BEGIN DATA PROVIDED
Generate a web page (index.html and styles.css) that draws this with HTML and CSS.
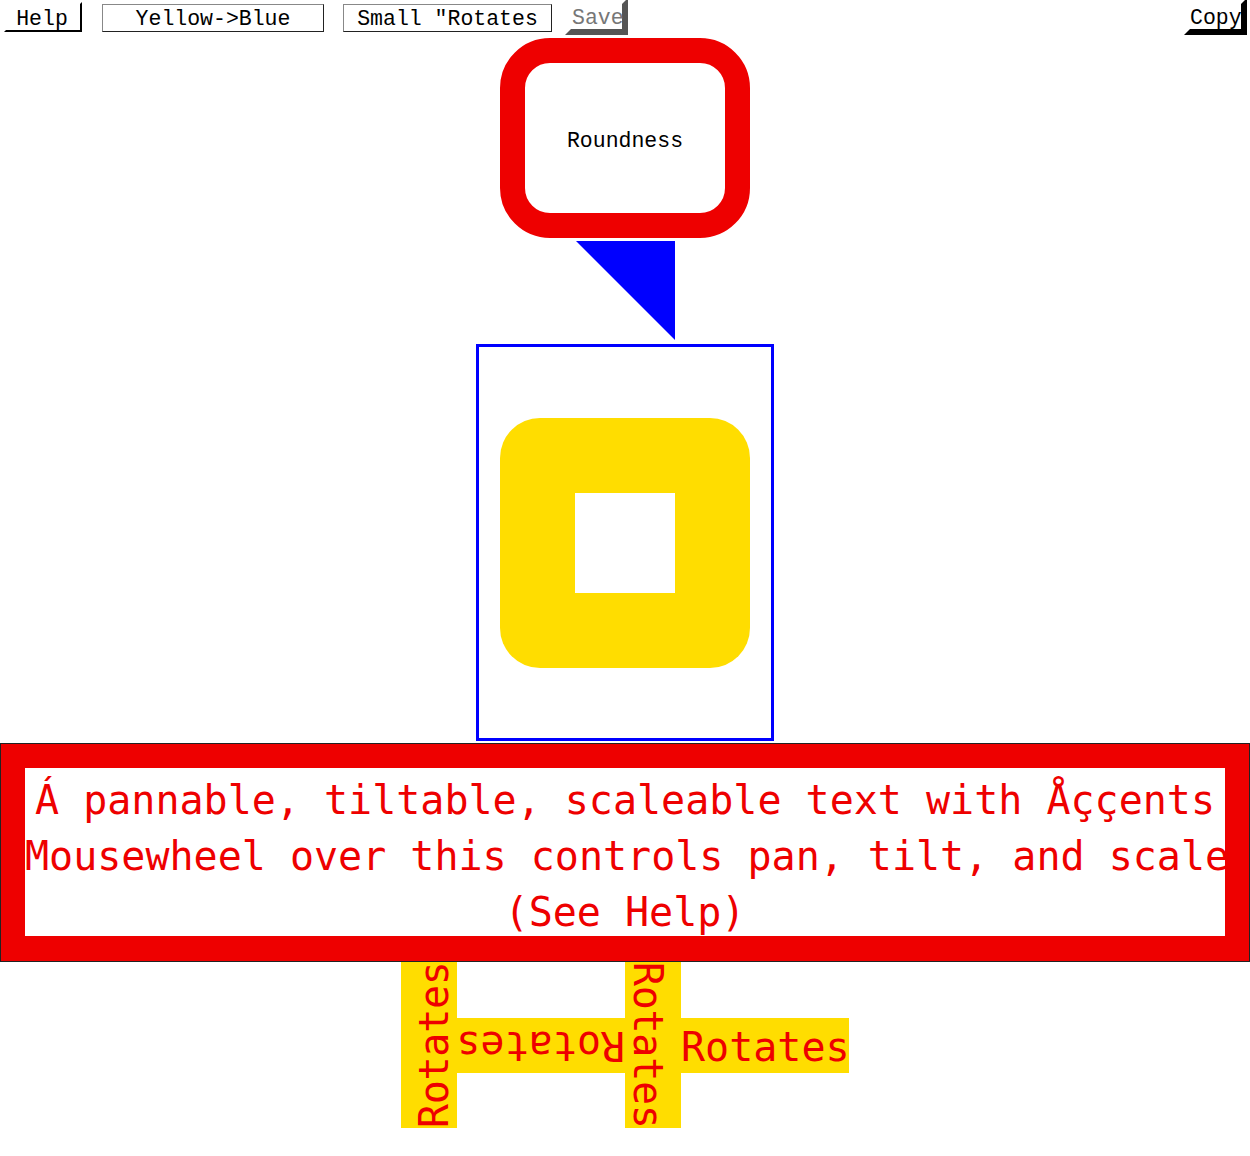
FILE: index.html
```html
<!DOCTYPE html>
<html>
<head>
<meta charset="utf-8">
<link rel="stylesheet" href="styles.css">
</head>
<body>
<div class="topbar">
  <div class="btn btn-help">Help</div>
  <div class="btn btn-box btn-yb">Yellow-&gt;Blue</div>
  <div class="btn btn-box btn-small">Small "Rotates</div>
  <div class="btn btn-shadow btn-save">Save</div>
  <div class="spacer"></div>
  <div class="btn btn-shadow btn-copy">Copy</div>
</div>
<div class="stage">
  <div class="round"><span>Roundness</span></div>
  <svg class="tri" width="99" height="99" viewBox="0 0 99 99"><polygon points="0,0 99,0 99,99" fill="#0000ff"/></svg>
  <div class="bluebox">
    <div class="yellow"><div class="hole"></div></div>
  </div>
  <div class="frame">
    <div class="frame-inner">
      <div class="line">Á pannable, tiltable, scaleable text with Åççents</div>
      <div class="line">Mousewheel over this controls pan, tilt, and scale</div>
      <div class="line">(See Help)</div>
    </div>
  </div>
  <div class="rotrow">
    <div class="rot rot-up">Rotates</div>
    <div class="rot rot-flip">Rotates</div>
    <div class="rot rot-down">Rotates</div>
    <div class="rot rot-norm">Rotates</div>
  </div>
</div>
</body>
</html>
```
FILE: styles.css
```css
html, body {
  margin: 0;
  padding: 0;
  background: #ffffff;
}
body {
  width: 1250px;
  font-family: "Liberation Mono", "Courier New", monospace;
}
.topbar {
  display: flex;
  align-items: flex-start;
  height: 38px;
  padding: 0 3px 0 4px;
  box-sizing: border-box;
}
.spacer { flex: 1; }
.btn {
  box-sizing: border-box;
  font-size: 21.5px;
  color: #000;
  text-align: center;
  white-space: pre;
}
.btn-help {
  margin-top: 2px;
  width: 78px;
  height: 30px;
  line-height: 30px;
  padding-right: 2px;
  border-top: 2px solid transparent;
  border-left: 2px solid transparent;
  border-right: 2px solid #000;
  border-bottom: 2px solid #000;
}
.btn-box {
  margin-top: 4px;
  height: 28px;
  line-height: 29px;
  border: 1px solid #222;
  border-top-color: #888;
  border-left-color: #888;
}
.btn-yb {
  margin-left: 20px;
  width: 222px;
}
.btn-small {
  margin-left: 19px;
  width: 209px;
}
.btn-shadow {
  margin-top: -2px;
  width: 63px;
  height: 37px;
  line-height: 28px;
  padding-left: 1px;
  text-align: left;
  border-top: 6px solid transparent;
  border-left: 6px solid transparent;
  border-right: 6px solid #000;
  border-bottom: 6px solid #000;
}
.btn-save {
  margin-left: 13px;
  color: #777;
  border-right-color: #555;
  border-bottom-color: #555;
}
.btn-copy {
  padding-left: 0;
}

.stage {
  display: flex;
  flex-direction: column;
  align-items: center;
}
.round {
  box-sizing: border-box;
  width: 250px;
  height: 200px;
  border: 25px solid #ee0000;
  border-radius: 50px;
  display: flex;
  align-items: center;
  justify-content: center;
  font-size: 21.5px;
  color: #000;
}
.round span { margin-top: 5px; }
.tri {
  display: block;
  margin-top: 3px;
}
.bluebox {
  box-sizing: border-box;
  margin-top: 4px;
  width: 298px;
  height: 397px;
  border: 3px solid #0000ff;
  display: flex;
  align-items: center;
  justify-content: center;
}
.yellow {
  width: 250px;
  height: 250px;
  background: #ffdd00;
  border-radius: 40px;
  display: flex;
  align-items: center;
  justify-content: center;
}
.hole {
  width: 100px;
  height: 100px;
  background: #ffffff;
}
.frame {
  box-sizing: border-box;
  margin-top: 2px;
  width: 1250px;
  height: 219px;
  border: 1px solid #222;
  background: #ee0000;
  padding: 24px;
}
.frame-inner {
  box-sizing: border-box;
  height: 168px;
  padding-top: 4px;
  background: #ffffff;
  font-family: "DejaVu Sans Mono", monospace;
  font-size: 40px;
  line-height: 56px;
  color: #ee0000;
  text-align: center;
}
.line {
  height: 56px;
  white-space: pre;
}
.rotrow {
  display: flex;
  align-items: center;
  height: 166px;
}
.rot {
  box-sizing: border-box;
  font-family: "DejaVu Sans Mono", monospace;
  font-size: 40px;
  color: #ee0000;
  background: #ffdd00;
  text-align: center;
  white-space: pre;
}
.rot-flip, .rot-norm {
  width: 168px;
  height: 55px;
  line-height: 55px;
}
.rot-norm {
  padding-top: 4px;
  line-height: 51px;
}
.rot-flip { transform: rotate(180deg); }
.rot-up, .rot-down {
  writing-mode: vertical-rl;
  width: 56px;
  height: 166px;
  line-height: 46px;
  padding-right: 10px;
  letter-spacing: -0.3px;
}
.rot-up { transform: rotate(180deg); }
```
END DATA PROVIDED
# WHAT IS REQUIRED
Copy out the whole listing exactly, and don't carry over any pictures.

# ANSWER TO THIS PROBLEM
Generate a web page (index.html and styles.css) that draws this with HTML and CSS.
FILE: index.html
```html
<!DOCTYPE html>
<html>
<head>
<meta charset="utf-8">
<link rel="stylesheet" href="styles.css">
</head>
<body>
<div class="topbar">
  <div class="btn btn-help">Help</div>
  <div class="btn btn-box btn-yb">Yellow-&gt;Blue</div>
  <div class="btn btn-box btn-small">Small "Rotates</div>
  <div class="btn btn-shadow btn-save">Save</div>
  <div class="spacer"></div>
  <div class="btn btn-shadow btn-copy">Copy</div>
</div>
<div class="stage">
  <div class="round"><span>Roundness</span></div>
  <svg class="tri" width="99" height="99" viewBox="0 0 99 99"><polygon points="0,0 99,0 99,99" fill="#0000ff"/></svg>
  <div class="bluebox">
    <div class="yellow"><div class="hole"></div></div>
  </div>
  <div class="frame">
    <div class="frame-inner">
      <div class="line">Á pannable, tiltable, scaleable text with Åççents</div>
      <div class="line">Mousewheel over this controls pan, tilt, and scale</div>
      <div class="line">(See Help)</div>
    </div>
  </div>
  <div class="rotrow">
    <div class="rot rot-up">Rotates</div>
    <div class="rot rot-flip">Rotates</div>
    <div class="rot rot-down">Rotates</div>
    <div class="rot rot-norm">Rotates</div>
  </div>
</div>
</body>
</html>
```
FILE: styles.css
```css
html, body {
  margin: 0;
  padding: 0;
  background: #ffffff;
}
body {
  width: 1250px;
  font-family: "Liberation Mono", "Courier New", monospace;
}
.topbar {
  display: flex;
  align-items: flex-start;
  height: 38px;
  padding: 0 3px 0 4px;
  box-sizing: border-box;
}
.spacer { flex: 1; }
.btn {
  box-sizing: border-box;
  font-size: 21.5px;
  color: #000;
  text-align: center;
  white-space: pre;
}
.btn-help {
  margin-top: 2px;
  width: 78px;
  height: 30px;
  line-height: 30px;
  padding-right: 2px;
  border-top: 2px solid transparent;
  border-left: 2px solid transparent;
  border-right: 2px solid #000;
  border-bottom: 2px solid #000;
}
.btn-box {
  margin-top: 4px;
  height: 28px;
  line-height: 29px;
  border: 1px solid #222;
  border-top-color: #888;
  border-left-color: #888;
}
.btn-yb {
  margin-left: 20px;
  width: 222px;
}
.btn-small {
  margin-left: 19px;
  width: 209px;
}
.btn-shadow {
  margin-top: -2px;
  width: 63px;
  height: 37px;
  line-height: 28px;
  padding-left: 1px;
  text-align: left;
  border-top: 6px solid transparent;
  border-left: 6px solid transparent;
  border-right: 6px solid #000;
  border-bottom: 6px solid #000;
}
.btn-save {
  margin-left: 13px;
  color: #777;
  border-right-color: #555;
  border-bottom-color: #555;
}
.btn-copy {
  padding-left: 0;
}

.stage {
  display: flex;
  flex-direction: column;
  align-items: center;
}
.round {
  box-sizing: border-box;
  width: 250px;
  height: 200px;
  border: 25px solid #ee0000;
  border-radius: 50px;
  display: flex;
  align-items: center;
  justify-content: center;
  font-size: 21.5px;
  color: #000;
}
.round span { margin-top: 5px; }
.tri {
  display: block;
  margin-top: 3px;
}
.bluebox {
  box-sizing: border-box;
  margin-top: 4px;
  width: 298px;
  height: 397px;
  border: 3px solid #0000ff;
  display: flex;
  align-items: center;
  justify-content: center;
}
.yellow {
  width: 250px;
  height: 250px;
  background: #ffdd00;
  border-radius: 40px;
  display: flex;
  align-items: center;
  justify-content: center;
}
.hole {
  width: 100px;
  height: 100px;
  background: #ffffff;
}
.frame {
  box-sizing: border-box;
  margin-top: 2px;
  width: 1250px;
  height: 219px;
  border: 1px solid #222;
  background: #ee0000;
  padding: 24px;
}
.frame-inner {
  box-sizing: border-box;
  height: 168px;
  padding-top: 4px;
  background: #ffffff;
  font-family: "DejaVu Sans Mono", monospace;
  font-size: 40px;
  line-height: 56px;
  color: #ee0000;
  text-align: center;
}
.line {
  height: 56px;
  white-space: pre;
}
.rotrow {
  display: flex;
  align-items: center;
  height: 166px;
}
.rot {
  box-sizing: border-box;
  font-family: "DejaVu Sans Mono", monospace;
  font-size: 40px;
  color: #ee0000;
  background: #ffdd00;
  text-align: center;
  white-space: pre;
}
.rot-flip, .rot-norm {
  width: 168px;
  height: 55px;
  line-height: 55px;
}
.rot-norm {
  padding-top: 4px;
  line-height: 51px;
}
.rot-flip { transform: rotate(180deg); }
.rot-up, .rot-down {
  writing-mode: vertical-rl;
  width: 56px;
  height: 166px;
  line-height: 46px;
  padding-right: 10px;
  letter-spacing: -0.3px;
}
.rot-up { transform: rotate(180deg); }
```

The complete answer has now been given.